If you do a lot of debugging (and who doesn’t?), you’ve probably encountered many function calls that you’d really like to step into. In particular, if the code makes function calls to produce arguments for the function:

call_me( new foo( "a", 1 ), my_vector.begin(), my_vector.end() );

When you are single stepping in the debugger (using F11) and you want to step into a function that has strings as a parameter, the debugger will first step into the string constructor. This is correct but annoying - especially when you are absolutely certain that you don’t need to. You don’t want to debug the string constructor. The same applies to many other functions, e.g. new(), malloc(), wxString::c_str(). There is a way to tell the debugger to step over these functions even if you use “Step Into”.

Create a ‘NoStepInto’ entry for every function you do not want to step into.

Note: Visual Studio uses the regular expression syntax to specify the function names. regexp is much more powerful than wildcards such as ? and *.

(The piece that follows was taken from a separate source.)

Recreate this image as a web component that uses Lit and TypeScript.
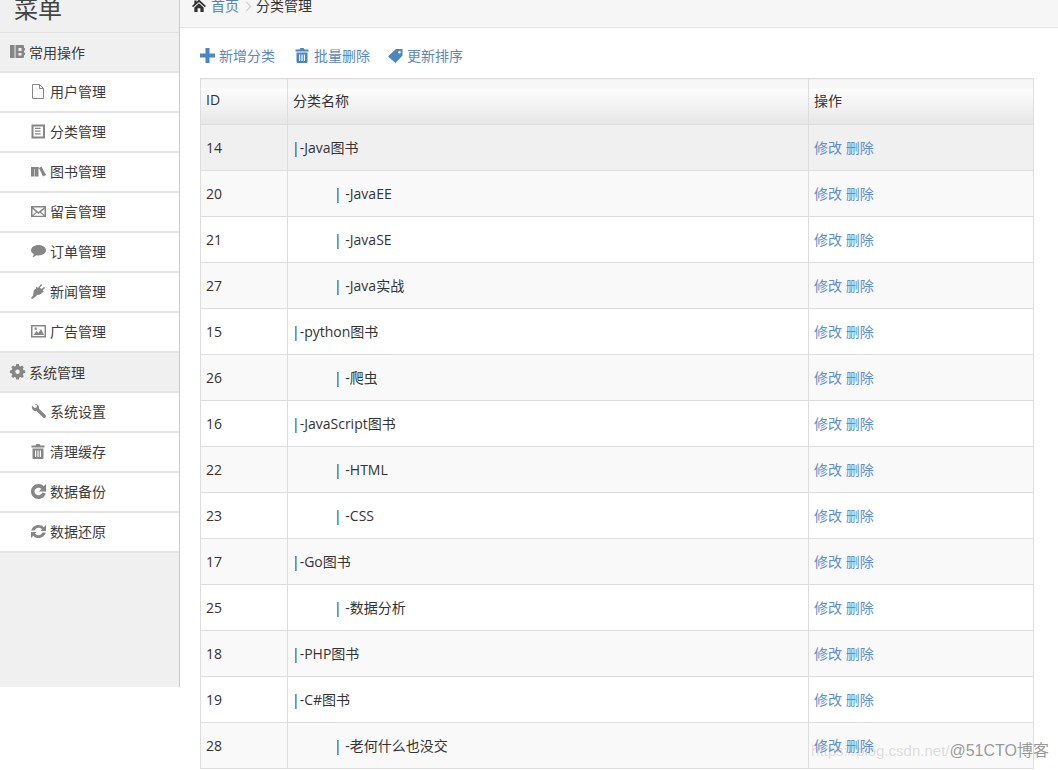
import { LitElement, html, css, svg } from "lit";
import { customElement } from "lit/decorators.js";

const icons: Record<string, any> = {
  book: svg`<path fill-rule="evenodd" d="M0 1h4.500v13H0zM5.500 1H13a1 1 0 0 1 1 1v2h1v2.500h-1V8.500h1V11h-1v2a1 1 0 0 1-1 1H5.500zM8.500 4v3h3V4zM8.500 9v2.500h3V9z"/>`,
  file: svg`<path fill="#fff" stroke="currentColor" d="M1.500.5h7l4 4v10h-11z"/><path fill="none" stroke="currentColor" d="M8.500.5v4h4"/>`,
  list: svg`<path fill-rule="evenodd" d="M.5.5h13.500v14H.5zM2.500 2.500v10H12v-10zM4 3.800h5.500v1.200H4zM4 6.500h5.500v1.200H4zM4 9.200h5.500v1.200H4z"/>`,
  books: svg`<path d="M0 3h3.500v9.500H0zM4 3h3.500v9.500H4zM8 4l2.500-1.500L15 11l-3 1.500z"/><path d="M0 3h7.500v2H0z"/>`,
  mail: svg`<path fill-rule="evenodd" d="M0 2h15v11H0zM2 3.500 7.500 8 13 3.500zM1.500 5v6l3.500-3zM13.500 5 10 8l3.500 3zM6 8.800 2.300 11.700h10.400L9 8.800 7.500 10z"/>`,
  chat: svg`<path d="M7.500 1C11.600 1 15 3.300 15 6.200s-3.400 5.200-7.500 5.200c-.8 0-1.500-.1-2.200-.2C4.200 12.300 2.500 13 1.500 13c.7-.7 1.200-1.800 1.300-2.900C1 9.100 0 7.700 0 6.200 0 3.300 3.400 1 7.500 1z"/>`,
  plug: svg`<path d="M10 0l1.200 1-2.400 2.500 1.700 1.600L13 3l1 1-2.400 2.400 1.200 1.100-1 1-.4-.3c-1 1.700-3 3-4.900 2.500L3.300 13.700 1 15l-1-1 2-2.500.5-2.700c-.3-1.800 1-3.600 2.700-4.600L4.800 3.800l1-1L7 4z"/>`,
  pic: svg`<path fill-rule="evenodd" d="M0 1h15v12.500H0zM1.500 2.500v9.500h12V2.500zM2.500 11l3-4 2 2 2.500-4 3 6zM3.500 3.500h2.200v2.200H3.500z"/>`,
  cog: svg`<path fill-rule="evenodd" d="M6 0h3l.4 2.100 1.300.6L12.500 1.500 14.500 3.500 13.300 5.300l.6 1.300L16 7v3l-2.100.4-.6 1.300 1.200 1.800-2 2-1.800-1.200-1.300.6L9 17H6l-.4-2.100-1.300-.6-1.800 1.200-2-2 1.200-1.800-.6-1.300L-1 10V7l2.100-.4.6-1.300L.5 3.500l2-2 1.800 1.200 1.300-.6zM7.500 6a2.500 2.500 0 1 0 0 5 2.500 2.500 0 0 0 0-5z" transform="translate(.8 .1) scale(.9)"/>`,
  wrench: svg`<path d="M1 1.500 3.500 4 5.500 3.500 6 1.500 3.500 0C5.500-.5 7.500.8 8 3c.1.6 0 1.100-.2 1.600L14.500 11c.7.800.7 1.800 0 2.500s-1.800.7-2.500 0L5.500 7C3 7.800 .3 5.500 1 1.500z"/>`,
  trash: svg`<path fill-rule="evenodd" d="M4.500 1.500 5.500 0h3l1 1.500H13.500V3.500H.5V1.500zM1.500 4.500h11V14a1 1 0 0 1-1 1h-9a1 1 0 0 1-1-1zM4 6.500V13h1.200V6.500zM6.400 6.500V13h1.200V6.500zM8.800 6.500V13H10V6.500z"/>`,
  redo: svg`<path d="M7.500 0c2.100 0 4 .9 5.300 2.300L15 0v7.500H7.700l2.600-2.600C9.600 4.300 8.600 3.800 7.500 3.800 5.200 3.800 3.500 5.600 3.500 7.500s1.700 3.700 4 3.700c1.800 0 3.300-1.100 3.800-2.600l3.400.9C13.800 12.700 11 15 7.500 15 3.400 15 0 11.600 0 7.500S3.400 0 7.500 0z"/>`,
  refresh: svg`<path d="M7.500 1c2.100 0 4 .9 5.300 2.300L15 1v6H9.500l1.500-1.700C10.200 4.400 9 3.800 7.500 3.800 5.700 3.800 4.200 5 3.600 6.500H.3C1 3.400 4 1 7.500 1zM0 8h5.500L4 9.700c.8.900 2 1.500 3.500 1.500 1.800 0 3.300-1.200 3.900-2.700h3.300C14 11.600 11 14 7.500 14c-2.100 0-4-.9-5.300-2.300L0 14z"/>`,
  home: svg`<path d="M7.500.5 15 7.500l-1.200 1.300L7.500 3.100 1.200 8.800 0 7.500l2.500-2.300V1.500h2.500v1.400zM2.500 9 7.500 4.500l5 4.500v5H9V10H6v4H2.500z"/>`,
  plus: svg`<path d="M5.500 0h4v5.500H15v4H9.500V15h-4V9.500H0v-4h5.500z"/>`,
  tag: svg`<path fill-rule="evenodd" d="M8 1h6.500v6.500L7.500 15 0 8.500zM11.500 3a1.300 1.300 0 1 0 0 2.600 1.300 1.300 0 0 0 0-2.600z"/>`,
};

const icon = (name: string, cls = "") =>
  html`<svg class="ic ${cls}" viewBox="0 0 15 15">${icons[name]}</svg>`;

type Group = { icon: string; title: string; items: [string, string][] };
const groups: Group[] = [
  {
    icon: "book",
    title: "常用操作",
    items: [
      ["file", "用户管理"],
      ["list", "分类管理"],
      ["books", "图书管理"],
      ["mail", "留言管理"],
      ["chat", "订单管理"],
      ["plug", "新闻管理"],
      ["pic", "广告管理"],
    ],
  },
  {
    icon: "cog",
    title: "系统管理",
    items: [
      ["wrench", "系统设置"],
      ["trash", "清理缓存"],
      ["redo", "数据备份"],
      ["refresh", "数据还原"],
    ],
  },
];

const rows: [number, string, boolean][] = [
  [14, "|-Java图书", false],
  [20, "| -JavaEE", true],
  [21, "| -JavaSE", true],
  [27, "| -Java实战", true],
  [15, "|-python图书", false],
  [26, "| -爬虫", true],
  [16, "|-JavaScript图书", false],
  [22, "| -HTML", true],
  [23, "| -CSS", true],
  [17, "|-Go图书", false],
  [25, "| -数据分析", true],
  [18, "|-PHP图书", false],
  [19, "|-C#图书", false],
  [28, "| -老何什么也没交", true],
];

@customElement("app-root")
export class AppRoot extends LitElement {
  static styles = css`
    :host {
      display: block;
      position: relative;
      width: 1058px;
      height: 770px;
      overflow: hidden;
      background: #fff;
      font-family: "Open Sans", "Noto Sans CJK SC", sans-serif;
      font-size: 14px;
      color: #333;
    }
    .page { display: flex; align-items: flex-start; height: 770px; }
    .side {
      width: 180px;
      height: 687px;
      flex: none;
      box-sizing: border-box;
      background: #f0f0f0;
      border-right: 1px solid #ccc;
    }
    .brand {
      height: 33px;
      box-sizing: border-box;
      border-bottom: 1px solid #e2e2e2;
      padding-left: 14px;
      font-size: 24px;
      line-height: 18px;
      color: #444;
      overflow: hidden;
    }
    .head {
      height: 40px;
      box-sizing: border-box;
      display: flex;
      align-items: center;
      gap: 4px;
      padding: 0 0 1px 10px;
      border-bottom: 2px solid #e4e4e4;
    }
    .item {
      height: 40px;
      box-sizing: border-box;
      display: flex;
      align-items: center;
      gap: 4px;
      padding: 0 0 2px 31px;
      background: #fff;
      border-bottom: 2px solid #e4e4e4;
    }
    .ic { width: 15px; height: 15px; flex: none; fill: currentColor; overflow: visible; }
    .head .ic, .item .ic { color: #868686; }
    .label { font-size: 14px; color: #3c3c3c; }
    .main { flex: 1; min-width: 0; }
    .crumb {
      height: 28px;
      box-sizing: border-box;
      background: #f6f6f6;
      border-bottom: 1px solid #e2e2e2;
      padding: 0 0 15px 12px;
      display: flex;
      align-items: center;
      gap: 5px;
      line-height: 12px;
      font-size: 14px;
    }
    .crumb .ic { color: #333; width: 14px; height: 14px; }
    .crumb .home { color: #5a84b0; }
    .crumb .sep {
      width: 6px;
      height: 6px;
      margin: 0 1px 0 -1px;
      border-top: 1px solid #ccc;
      border-right: 1px solid #ccc;
      transform: rotate(45deg);
    }
    .tools {
      height: 50px;
      box-sizing: border-box;
      padding: 4px 0 0 20px;
      display: flex;
      align-items: center;
      gap: 20px;
      color: #5c88b8;
      font-size: 14px;
    }
    .tools span { display: flex; align-items: center; gap: 4px; }
    .tools span:last-child { margin-left: -2px; }
    .tools .ic { color: #4a86c0; }
    table {
      margin-left: 20px;
      width: 834px;
      border-collapse: collapse;
      table-layout: fixed;
      font-size: 14px;
    }
    th, td {
      border: 1px solid #ddd;
      padding: 0 5px;
      text-align: left;
      font-weight: 400;
      box-sizing: border-box;
    }
    th {
      height: 46px;
      padding-bottom: 4px;
      background: linear-gradient(#f7f7f7 0, #f7f7f7 9px, #fdfdfd 9px, #e6e6e6 100%);
      color: #333;
    }
    td { height: 46px; background: #fff; }
    tr:nth-child(even) td { background: #f9f9f9; }
    tr.hover td { background: #f0f0f0; }
    td.name { padding-bottom: 1px; text-indent: -1px; }
    td.child { padding-left: 47px; }
    td.act { color: #5b8fc9; font-size: 14px; padding-bottom: 2px; }
    .wm {
      position: absolute;
      right: 9px;
      bottom: 9px;
      display: flex;
      align-items: baseline;
      font-family: "Liberation Sans", "Noto Sans CJK SC", sans-serif;
      pointer-events: none;
    }
    .wm .a { color: rgba(150, 150, 150, 0.3); font-size: 15px; }
    .wm .b { color: rgba(120, 120, 120, 0.75); font-size: 16px; }
  `;

  render() {
    return html`
      <div class="page">
        <aside class="side">
          <div class="brand">菜单</div>
          ${groups.map(
            (g) => html`
              <div class="head">${icon(g.icon)}<span class="label">${g.title}</span></div>
              ${g.items.map(
                ([i, t]) => html`<div class="item">${icon(i)}<span class="label">${t}</span></div>`
              )}
            `
          )}
        </aside>
        <main class="main">
          <div class="crumb">
            ${icon("home")}<span class="home">首页</span><i class="sep"></i><span>分类管理</span>
          </div>
          <div class="tools">
            <span>${icon("plus")}新增分类</span>
            <span>${icon("trash")}批量删除</span>
            <span>${icon("tag")}更新排序</span>
          </div>
          <table>
            <colgroup><col style="width:87px" /><col style="width:521px" /><col /></colgroup>
            <thead>
              <tr><th>ID</th><th>分类名称</th><th>操作</th></tr>
            </thead>
            <tbody>
              ${rows.map(
                ([id, name, child], i) => html`
                  <tr class=${i === 0 ? "hover" : ""}>
                    <td>${id}</td>
                    <td class="name ${child ? "child" : ""}">${name}</td>
                    <td class="act">修改 删除</td>
                  </tr>
                `
              )}
            </tbody>
          </table>
        </main>
      </div>
      <div class="wm"><span class="a">https://blog.csdn.net/</span><span class="b">@51CTO博客</span></div>
    `;
  }
}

Note: Don’t forget - you have to “escape” special characters with ‘\’. If you want to step over wxString::c_str*, you need to write wxString\:\:c_str.*. There is a lot of confusion in the newgroups and other examples if you need to write \\:\\: or simply \:\:.. My personal view is, \: is enough (as is correct with regexp) and the other expression came from pasting a CString to a newgroup post.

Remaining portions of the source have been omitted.